Given that a lot of very clever people spent a great deal of effort designing the Welfare Programme contracts, and this is a flagship PbR policy for the government, it goes to show just how tricky it is to assess and price the risks involved. In short, it looks like the balance between risk and reward has not been struck in the right place.
Private finance
The latest criticism of PFI adds a further twist. These are contracts in which the upfront cost of large public construction projects are covered by the private sector. In effect, private contractors borrow money to undertake the work and then charge the government back over a period of several decades. Because the private sector has higher borrowing costs than the government this extra cost gets built into the contract.
To believe that PFI represents value for money you have to believe that the extra efficiency gained from the private contractors being on the hook more than compensates for the additional borrowing costs. Sadly, this is not the case – at least according to the Treasury Select Committee.
This represents a mistaken transfer of risk away from government to private contractors less well positioned to hold it. The lesson here is that different risks are more appropriately held by different parties. The government shouldn’t simply be in the game of transferring risks to others at all costs – because those costs are likely to be high.
There’s a link back to PbR here as some argue PbR is just a new way for government to borrow money, off-balance sheet, and rather expensively. Do PbR proponents really recognise this hidden cost?

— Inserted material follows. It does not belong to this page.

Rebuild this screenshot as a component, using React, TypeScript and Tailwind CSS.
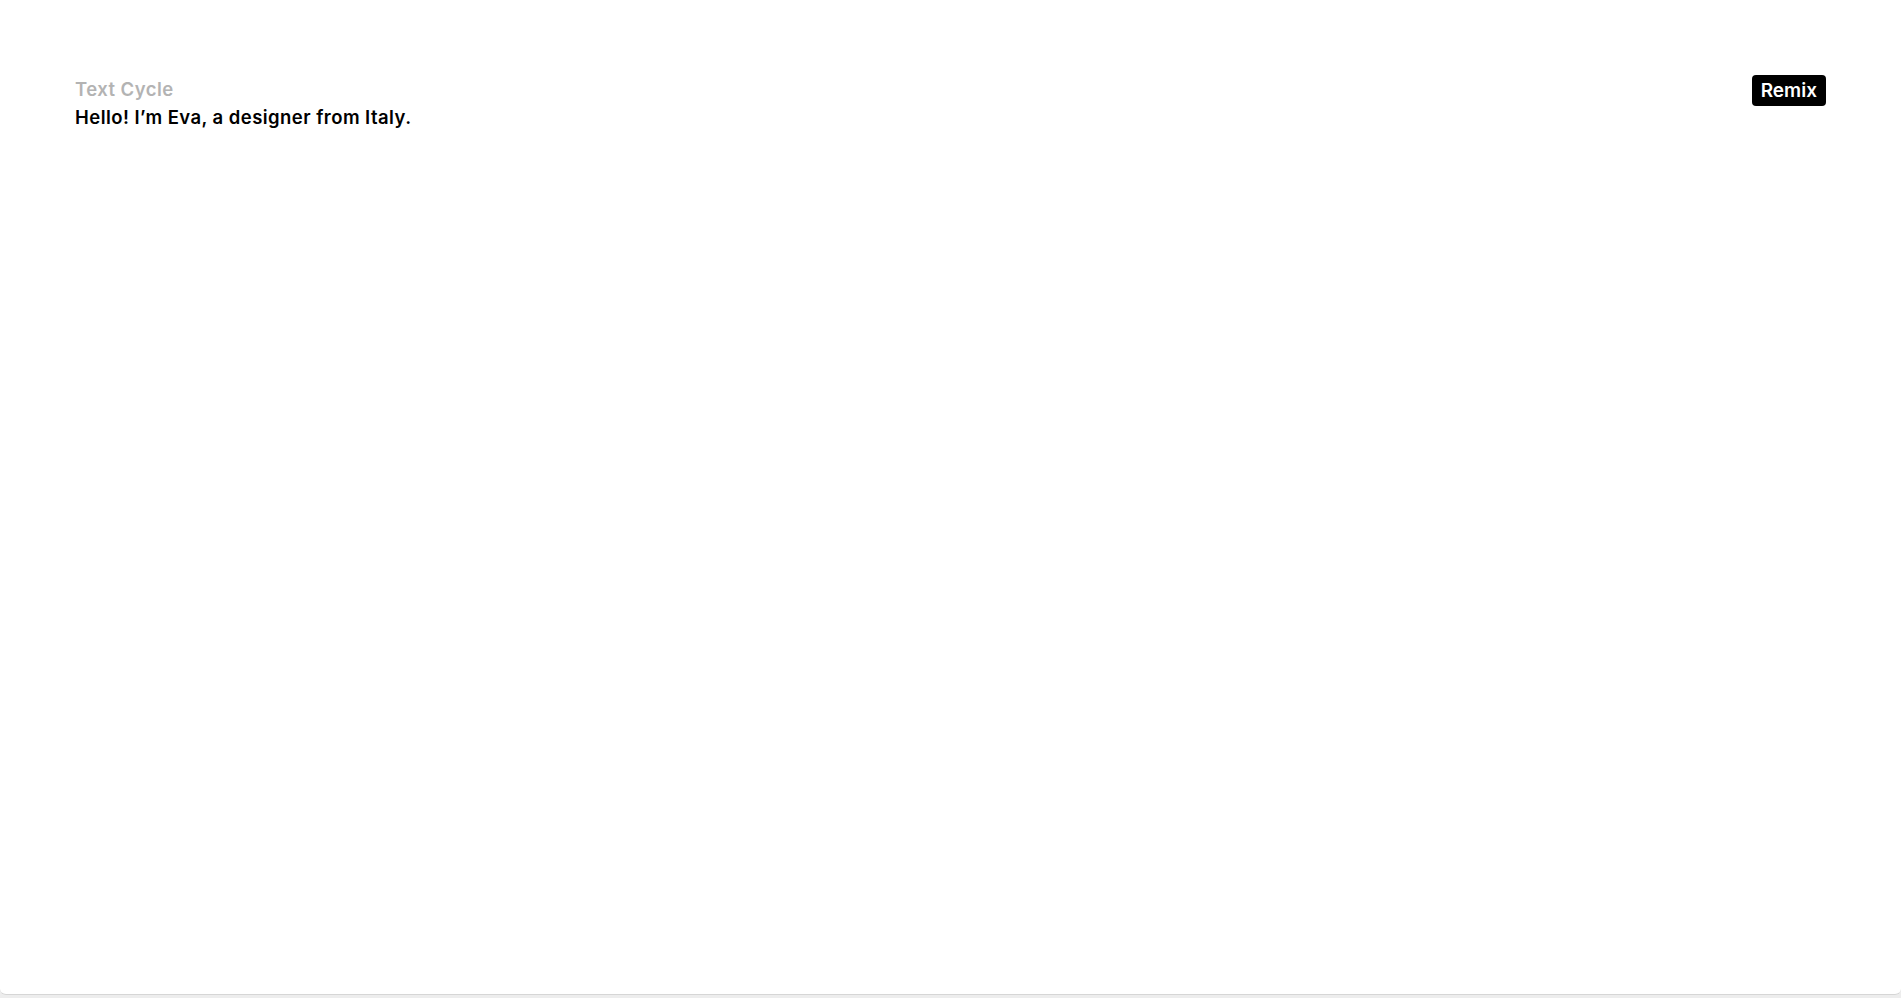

The Government looks increasingly tied to procurement processes that rely on government’s ability to successfully price and transfer risk. PFI has a long pedigree but just last month the Department for Education announced a new £2bn PFI for schools. Payment by results is the latest fashion for public service reform featuring not just in the Work Programme but many other areas of social policy. Both require a more solid understanding of risk than the government has demonstrated to date – and that feels pretty risky to me.
Not working
Government is increasingly interested in ‘risk sharing’ contracts. The Work Programme uses a special type of arrangement called payment-by-results (PbR) in which the risk of reducing the number of long-term unemployed is passed to companies like Serco and A4E. The Department for Work and Pensions pays out when someone who was previously ‘long-term’ unemployed finds a job.
The trick for DWP is to pass just enough risk across to the providers to incentivise innovation and improve outcomes. This depends on the price being paid for each outcome and whether any flat-rate fees are included regardless of outcome. If too little risk is passed to the provider, they won’t be motivated to improve performance and the commissioner risks overpaying for any success that is achieved; if too much risk is passed to the providers, they will demand a high price for success or risk being driven out of business.
The SMF argues that a version of the latter has happened in the Work Programme. The providers are on the hook for better outcomes than they are ever likely to achieve, implying the vast majority may be kicked out by DWP or even go bust. DWP meanwhile are expected to be left with a larger welfare bill than anticipated.
Given that a lot of very clever people spent a great deal of effort designing the Welfare Programme contracts, and this is a flagship PbR policy for the government, it goes to show just how tricky it is to assess and price the risks involved. In short, it looks like the balance between risk and reward has not been struck in the right place.
Private finance
The latest criticism of PFI adds a further twist. These are contracts in which the upfront cost of large public construction projects are covered by the private sector. In effect, private contractors borrow money to undertake the work and then charge the government back over a period of several decades. Because the private sector has higher borrowing costs than the government this extra cost gets built into the contract.
To believe that PFI represents value for money you have to believe that the extra efficiency gained from the private contractors being on the hook more than compensates for the additional borrowing costs. Sadly, this is not the case – at least according to the Treasury Select Committee.
This represents a mistaken transfer of risk away from government to private contractors less well positioned to hold it. The lesson here is that different risks are more appropriately held by different parties. The government shouldn’t simply be in the game of transferring risks to others at all costs – because those costs are likely to be high.
There’s a link back to PbR here as some argue PbR is just a new way for government to borrow money, off-balance sheet, and rather expensively. Do PbR proponents really recognise this hidden cost?
The Government looks increasingly tied to procurement processes that rely on government’s ability to successfully price and transfer risk. PFI has a long pedigree but just last month the Department for Education announced a new £2bn PFI for schools. Payment by results is the latest fashion for public service reform featuring not just in the Work Programme but many other areas of social policy. Both require a more solid understanding of risk than the government has demonstrated to date – and that feels pretty risky to me.